TASK INSTRUCTIONS: Copy out every line of the records where the string "screenshot" occurs.

SUPPLIED MATERIAL:
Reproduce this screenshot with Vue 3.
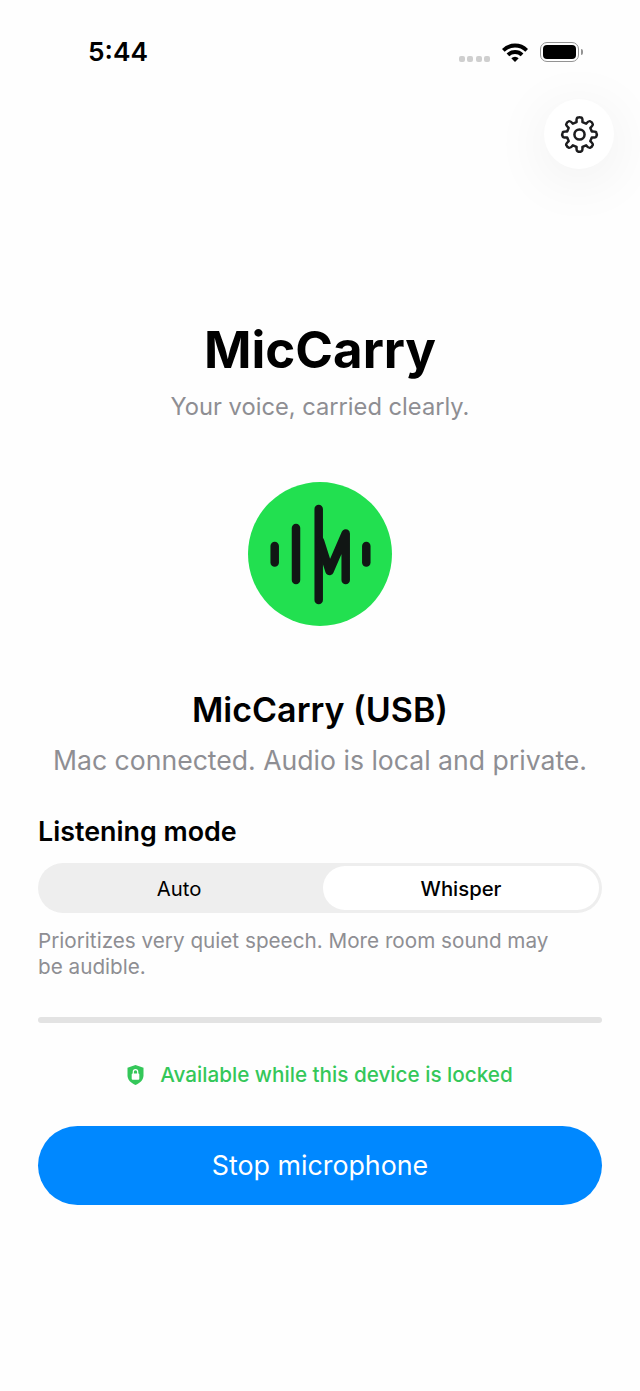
---
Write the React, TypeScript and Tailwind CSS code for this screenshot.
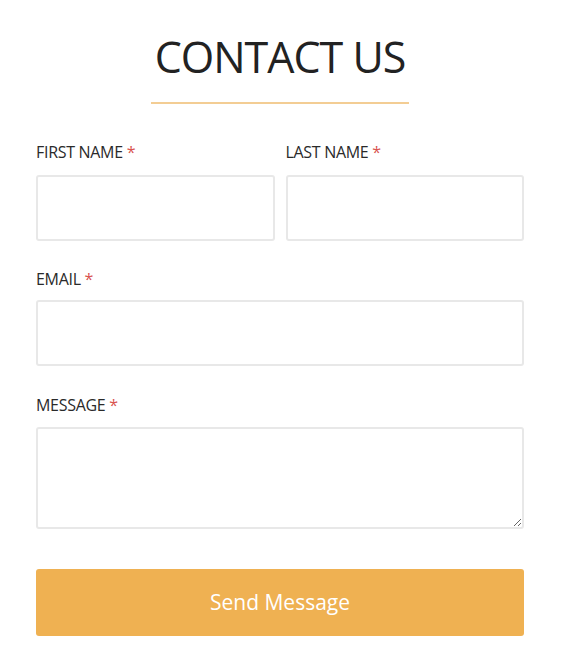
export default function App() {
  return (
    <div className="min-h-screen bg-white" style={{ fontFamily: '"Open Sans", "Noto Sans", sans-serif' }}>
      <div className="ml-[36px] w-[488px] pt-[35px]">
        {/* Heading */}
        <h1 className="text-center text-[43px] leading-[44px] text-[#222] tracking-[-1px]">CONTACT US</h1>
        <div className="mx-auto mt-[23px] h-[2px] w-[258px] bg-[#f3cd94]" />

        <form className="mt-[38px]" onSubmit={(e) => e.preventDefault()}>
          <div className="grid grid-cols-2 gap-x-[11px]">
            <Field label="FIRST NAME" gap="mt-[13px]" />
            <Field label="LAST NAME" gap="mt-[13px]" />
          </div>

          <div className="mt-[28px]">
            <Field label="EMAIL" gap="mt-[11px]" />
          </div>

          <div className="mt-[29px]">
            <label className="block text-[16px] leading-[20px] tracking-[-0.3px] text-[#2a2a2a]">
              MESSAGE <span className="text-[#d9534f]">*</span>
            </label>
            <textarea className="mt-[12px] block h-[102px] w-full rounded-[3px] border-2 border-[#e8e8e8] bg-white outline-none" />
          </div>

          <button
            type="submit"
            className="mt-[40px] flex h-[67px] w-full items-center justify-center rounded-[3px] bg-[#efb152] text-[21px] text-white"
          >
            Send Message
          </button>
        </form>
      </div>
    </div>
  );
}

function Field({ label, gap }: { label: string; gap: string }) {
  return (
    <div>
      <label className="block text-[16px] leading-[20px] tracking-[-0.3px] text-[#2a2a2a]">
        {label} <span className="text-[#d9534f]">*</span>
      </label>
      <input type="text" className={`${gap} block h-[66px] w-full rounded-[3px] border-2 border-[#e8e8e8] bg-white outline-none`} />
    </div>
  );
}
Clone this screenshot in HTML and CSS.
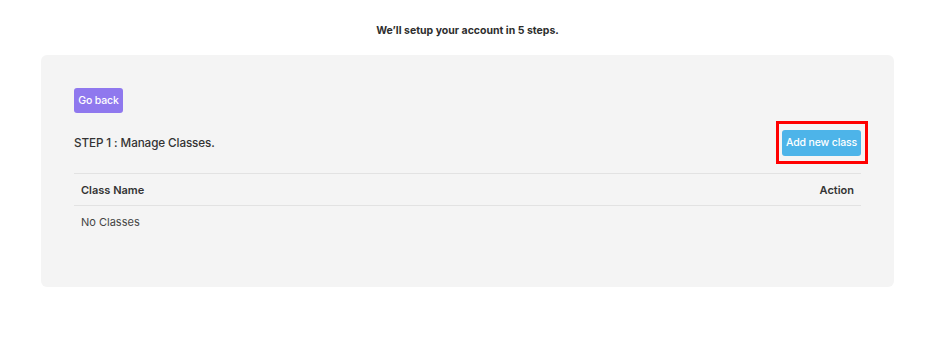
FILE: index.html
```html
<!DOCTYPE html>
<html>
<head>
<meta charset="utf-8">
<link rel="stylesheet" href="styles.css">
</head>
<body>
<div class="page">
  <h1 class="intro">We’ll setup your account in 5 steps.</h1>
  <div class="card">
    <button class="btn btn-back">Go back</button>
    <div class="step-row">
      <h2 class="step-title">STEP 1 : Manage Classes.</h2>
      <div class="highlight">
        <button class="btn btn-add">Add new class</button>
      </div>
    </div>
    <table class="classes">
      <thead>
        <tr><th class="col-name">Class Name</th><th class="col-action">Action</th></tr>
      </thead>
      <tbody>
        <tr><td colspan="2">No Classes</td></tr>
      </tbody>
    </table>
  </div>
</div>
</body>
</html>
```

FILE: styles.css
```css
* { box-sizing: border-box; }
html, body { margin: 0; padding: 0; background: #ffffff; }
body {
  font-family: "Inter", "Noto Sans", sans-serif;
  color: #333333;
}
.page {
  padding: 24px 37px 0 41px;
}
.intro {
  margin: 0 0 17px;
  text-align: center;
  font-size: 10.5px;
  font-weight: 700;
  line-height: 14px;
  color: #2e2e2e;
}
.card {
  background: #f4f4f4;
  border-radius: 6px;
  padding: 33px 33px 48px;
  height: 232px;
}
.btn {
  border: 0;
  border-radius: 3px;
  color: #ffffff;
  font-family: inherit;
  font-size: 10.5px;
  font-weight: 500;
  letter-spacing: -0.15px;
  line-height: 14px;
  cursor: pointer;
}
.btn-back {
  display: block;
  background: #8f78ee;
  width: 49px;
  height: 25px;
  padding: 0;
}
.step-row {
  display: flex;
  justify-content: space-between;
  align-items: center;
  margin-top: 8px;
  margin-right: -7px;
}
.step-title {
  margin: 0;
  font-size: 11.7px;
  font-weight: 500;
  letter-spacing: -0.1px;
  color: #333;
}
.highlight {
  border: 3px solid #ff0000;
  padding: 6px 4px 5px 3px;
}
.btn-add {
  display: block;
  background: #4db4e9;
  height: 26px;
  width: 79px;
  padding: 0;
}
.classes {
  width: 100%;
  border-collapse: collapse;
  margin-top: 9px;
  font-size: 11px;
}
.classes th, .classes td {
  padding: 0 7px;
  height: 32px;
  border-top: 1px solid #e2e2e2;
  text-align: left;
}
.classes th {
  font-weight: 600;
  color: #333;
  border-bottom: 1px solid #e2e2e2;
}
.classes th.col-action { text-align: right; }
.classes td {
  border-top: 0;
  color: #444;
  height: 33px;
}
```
--
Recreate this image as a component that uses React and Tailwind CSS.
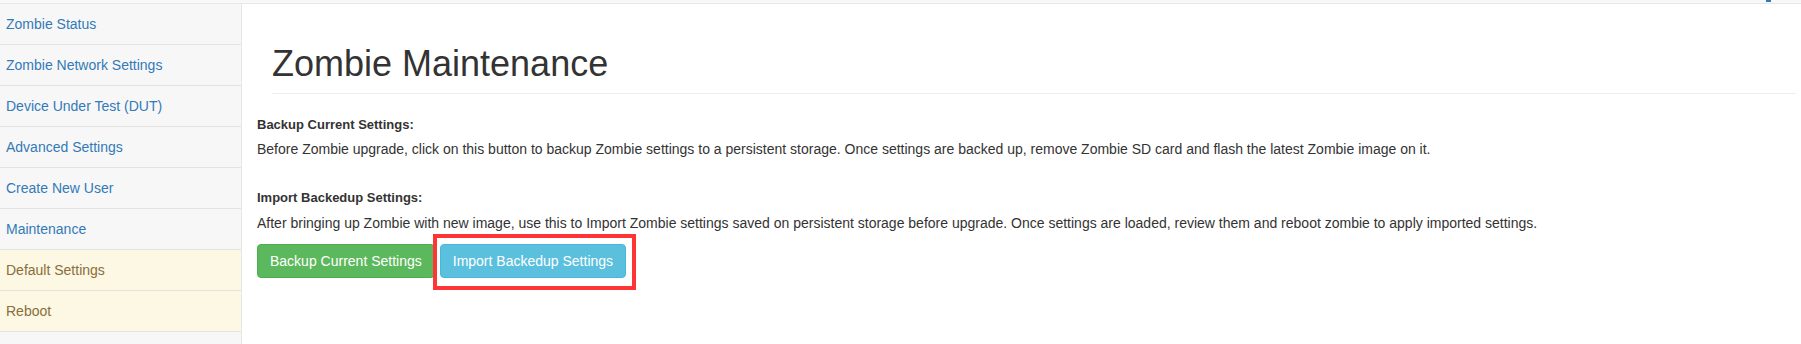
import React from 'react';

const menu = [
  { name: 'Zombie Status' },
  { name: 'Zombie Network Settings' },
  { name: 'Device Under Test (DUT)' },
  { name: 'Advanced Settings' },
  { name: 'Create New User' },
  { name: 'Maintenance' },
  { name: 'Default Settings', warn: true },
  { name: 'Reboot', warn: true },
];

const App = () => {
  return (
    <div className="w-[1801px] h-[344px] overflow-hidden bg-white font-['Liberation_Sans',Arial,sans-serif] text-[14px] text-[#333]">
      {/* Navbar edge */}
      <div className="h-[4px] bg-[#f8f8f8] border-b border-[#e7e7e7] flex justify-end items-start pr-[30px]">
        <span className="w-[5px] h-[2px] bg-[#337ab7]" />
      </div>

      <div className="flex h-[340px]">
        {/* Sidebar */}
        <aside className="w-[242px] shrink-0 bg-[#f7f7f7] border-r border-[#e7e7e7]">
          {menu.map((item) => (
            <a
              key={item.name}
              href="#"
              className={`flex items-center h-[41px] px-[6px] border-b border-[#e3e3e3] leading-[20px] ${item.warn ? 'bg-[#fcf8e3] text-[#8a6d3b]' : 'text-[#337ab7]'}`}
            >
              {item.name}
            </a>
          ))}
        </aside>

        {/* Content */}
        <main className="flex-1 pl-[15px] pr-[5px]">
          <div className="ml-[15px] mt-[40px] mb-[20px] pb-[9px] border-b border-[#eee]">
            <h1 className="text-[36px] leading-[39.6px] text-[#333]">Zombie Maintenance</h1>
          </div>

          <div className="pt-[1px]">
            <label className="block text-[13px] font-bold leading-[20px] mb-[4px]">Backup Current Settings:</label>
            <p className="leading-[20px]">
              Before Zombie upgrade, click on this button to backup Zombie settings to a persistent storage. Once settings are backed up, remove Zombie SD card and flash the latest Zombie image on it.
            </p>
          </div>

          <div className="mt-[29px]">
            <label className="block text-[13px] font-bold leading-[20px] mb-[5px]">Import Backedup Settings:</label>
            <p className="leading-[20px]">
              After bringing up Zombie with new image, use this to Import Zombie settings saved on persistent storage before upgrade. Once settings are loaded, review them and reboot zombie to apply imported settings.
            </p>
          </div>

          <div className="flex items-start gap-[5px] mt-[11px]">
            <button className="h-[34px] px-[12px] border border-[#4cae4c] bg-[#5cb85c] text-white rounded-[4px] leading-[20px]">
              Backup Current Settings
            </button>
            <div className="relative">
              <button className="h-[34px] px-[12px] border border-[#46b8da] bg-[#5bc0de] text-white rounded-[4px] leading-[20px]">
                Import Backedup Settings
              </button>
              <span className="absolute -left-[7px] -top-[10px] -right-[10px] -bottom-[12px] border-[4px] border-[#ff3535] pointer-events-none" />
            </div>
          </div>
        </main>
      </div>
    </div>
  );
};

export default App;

THE OUTPUT:
Reproduce this screenshot with Vue 3.
Write the React, TypeScript and Tailwind CSS code for this screenshot.
Clone this screenshot in HTML and CSS.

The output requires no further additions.